## STATED PROBLEM
Exactly the lines from the one with "Rebuild this screenshot" through the one with "kind: 'toggle'; label: string", inclusive, are to be repeated, and the pictures are not.

## GIVEN DATA
————————

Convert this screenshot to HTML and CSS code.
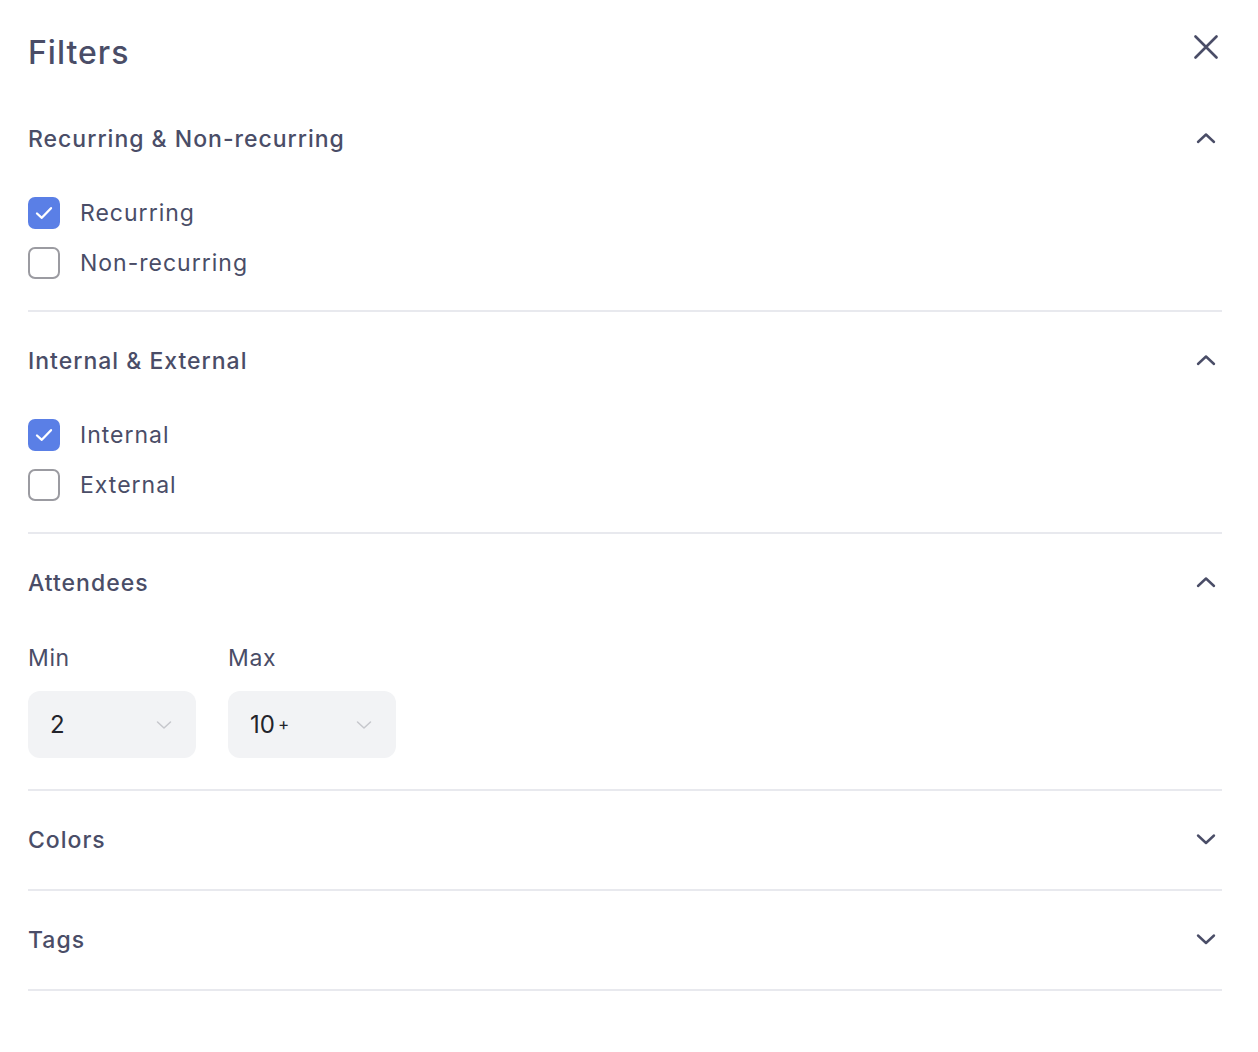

————————

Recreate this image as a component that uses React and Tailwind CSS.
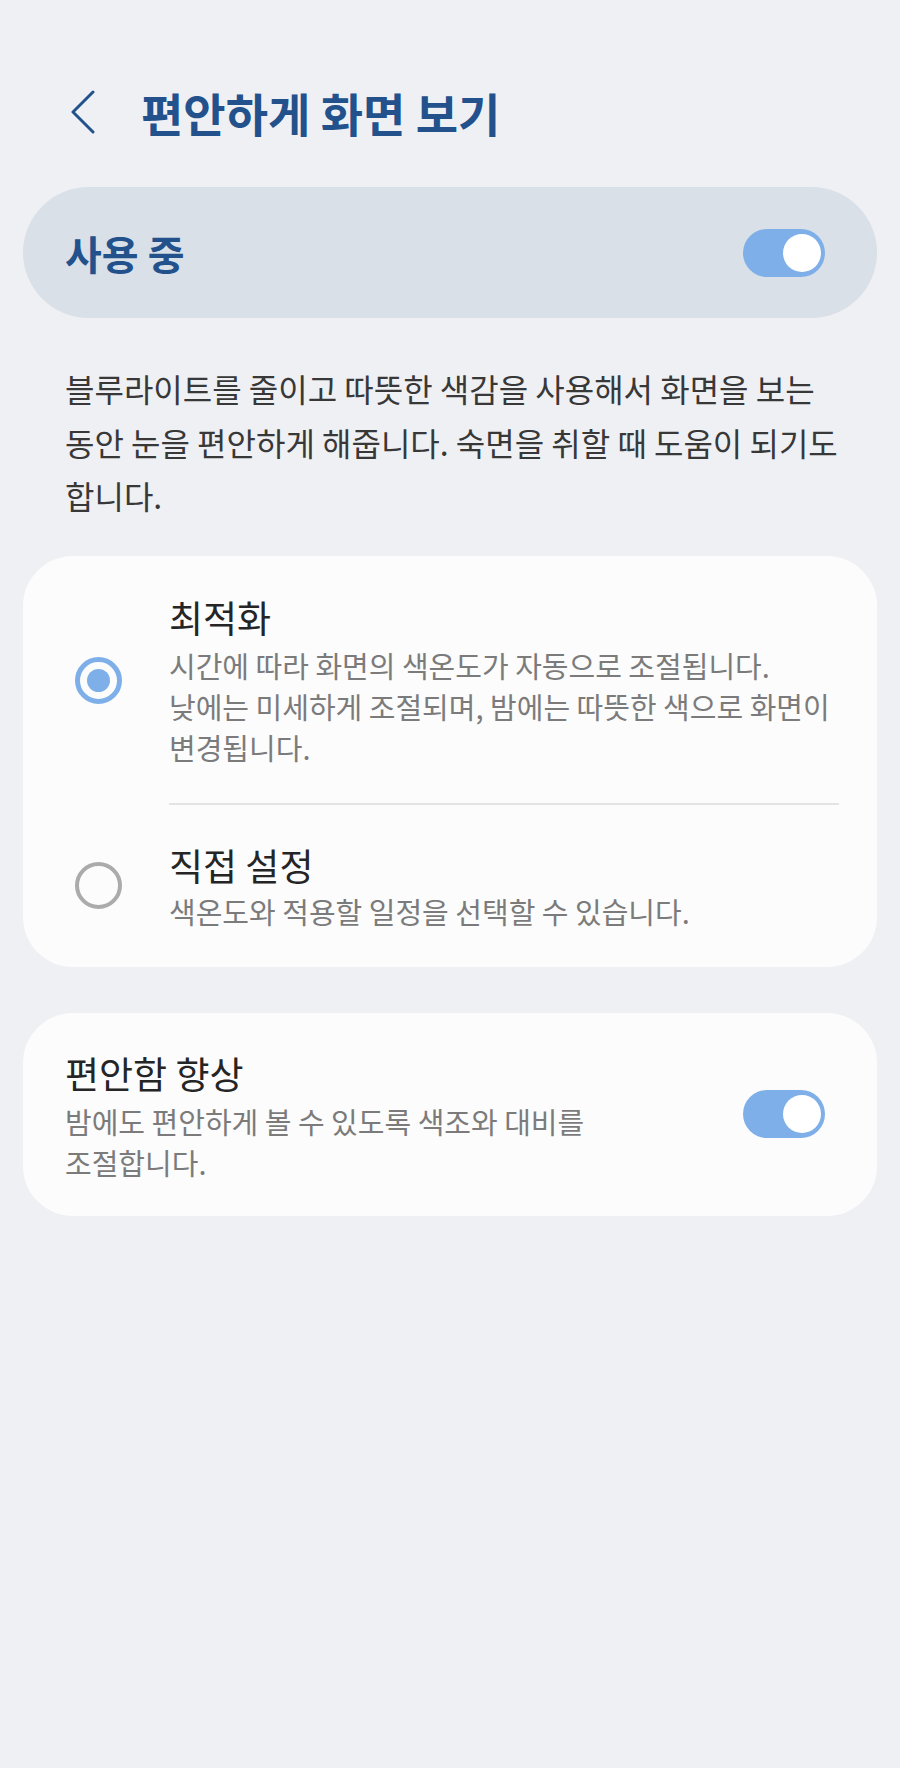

————————

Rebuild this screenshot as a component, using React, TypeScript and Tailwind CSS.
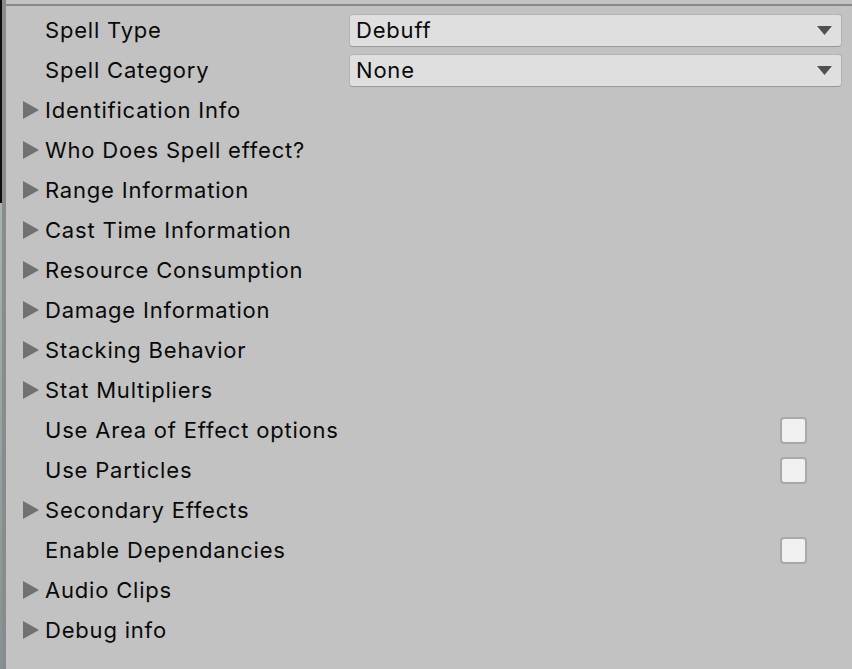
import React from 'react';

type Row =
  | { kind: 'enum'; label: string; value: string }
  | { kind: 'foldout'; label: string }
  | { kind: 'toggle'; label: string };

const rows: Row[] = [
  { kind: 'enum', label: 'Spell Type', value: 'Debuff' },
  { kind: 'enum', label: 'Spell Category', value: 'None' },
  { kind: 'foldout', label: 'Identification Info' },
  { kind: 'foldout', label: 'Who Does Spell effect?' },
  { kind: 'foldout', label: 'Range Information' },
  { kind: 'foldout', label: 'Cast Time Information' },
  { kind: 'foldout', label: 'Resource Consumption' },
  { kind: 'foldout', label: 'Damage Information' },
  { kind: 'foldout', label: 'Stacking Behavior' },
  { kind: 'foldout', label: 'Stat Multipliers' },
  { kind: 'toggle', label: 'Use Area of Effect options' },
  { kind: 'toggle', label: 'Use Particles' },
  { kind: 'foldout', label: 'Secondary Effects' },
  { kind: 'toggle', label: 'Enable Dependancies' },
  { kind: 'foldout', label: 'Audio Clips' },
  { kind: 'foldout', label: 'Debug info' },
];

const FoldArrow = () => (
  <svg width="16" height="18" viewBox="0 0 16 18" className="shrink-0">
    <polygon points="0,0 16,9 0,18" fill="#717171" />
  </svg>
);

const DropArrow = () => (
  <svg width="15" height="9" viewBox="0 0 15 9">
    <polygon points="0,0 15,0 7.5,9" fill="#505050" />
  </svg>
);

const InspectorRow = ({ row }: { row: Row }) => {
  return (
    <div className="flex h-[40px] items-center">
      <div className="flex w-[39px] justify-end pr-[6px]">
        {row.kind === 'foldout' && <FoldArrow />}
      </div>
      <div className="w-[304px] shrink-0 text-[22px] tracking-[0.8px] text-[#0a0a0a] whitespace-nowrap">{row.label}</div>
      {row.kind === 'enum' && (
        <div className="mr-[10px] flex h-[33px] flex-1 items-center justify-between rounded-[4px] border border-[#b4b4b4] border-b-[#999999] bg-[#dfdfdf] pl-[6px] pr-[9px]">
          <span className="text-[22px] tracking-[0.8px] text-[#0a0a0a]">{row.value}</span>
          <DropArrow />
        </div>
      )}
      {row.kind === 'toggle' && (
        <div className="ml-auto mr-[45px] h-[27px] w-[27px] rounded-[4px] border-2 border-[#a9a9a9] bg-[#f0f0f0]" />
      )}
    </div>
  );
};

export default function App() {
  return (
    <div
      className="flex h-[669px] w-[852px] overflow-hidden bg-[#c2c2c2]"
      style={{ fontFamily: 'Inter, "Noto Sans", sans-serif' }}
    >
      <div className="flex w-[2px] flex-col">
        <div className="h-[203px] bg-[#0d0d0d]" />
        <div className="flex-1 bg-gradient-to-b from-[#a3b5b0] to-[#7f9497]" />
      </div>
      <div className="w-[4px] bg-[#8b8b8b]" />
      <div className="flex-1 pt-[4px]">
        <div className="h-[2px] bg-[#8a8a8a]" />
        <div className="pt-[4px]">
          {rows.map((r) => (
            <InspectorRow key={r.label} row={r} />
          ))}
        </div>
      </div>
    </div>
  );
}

————————

## FINISHED EXERCISE
Rebuild this screenshot as a component, using React, TypeScript and Tailwind CSS.
import React from 'react';

type Row =
  | { kind: 'enum'; label: string; value: string }
  | { kind: 'foldout'; label: string }
  | { kind: 'toggle'; label: string };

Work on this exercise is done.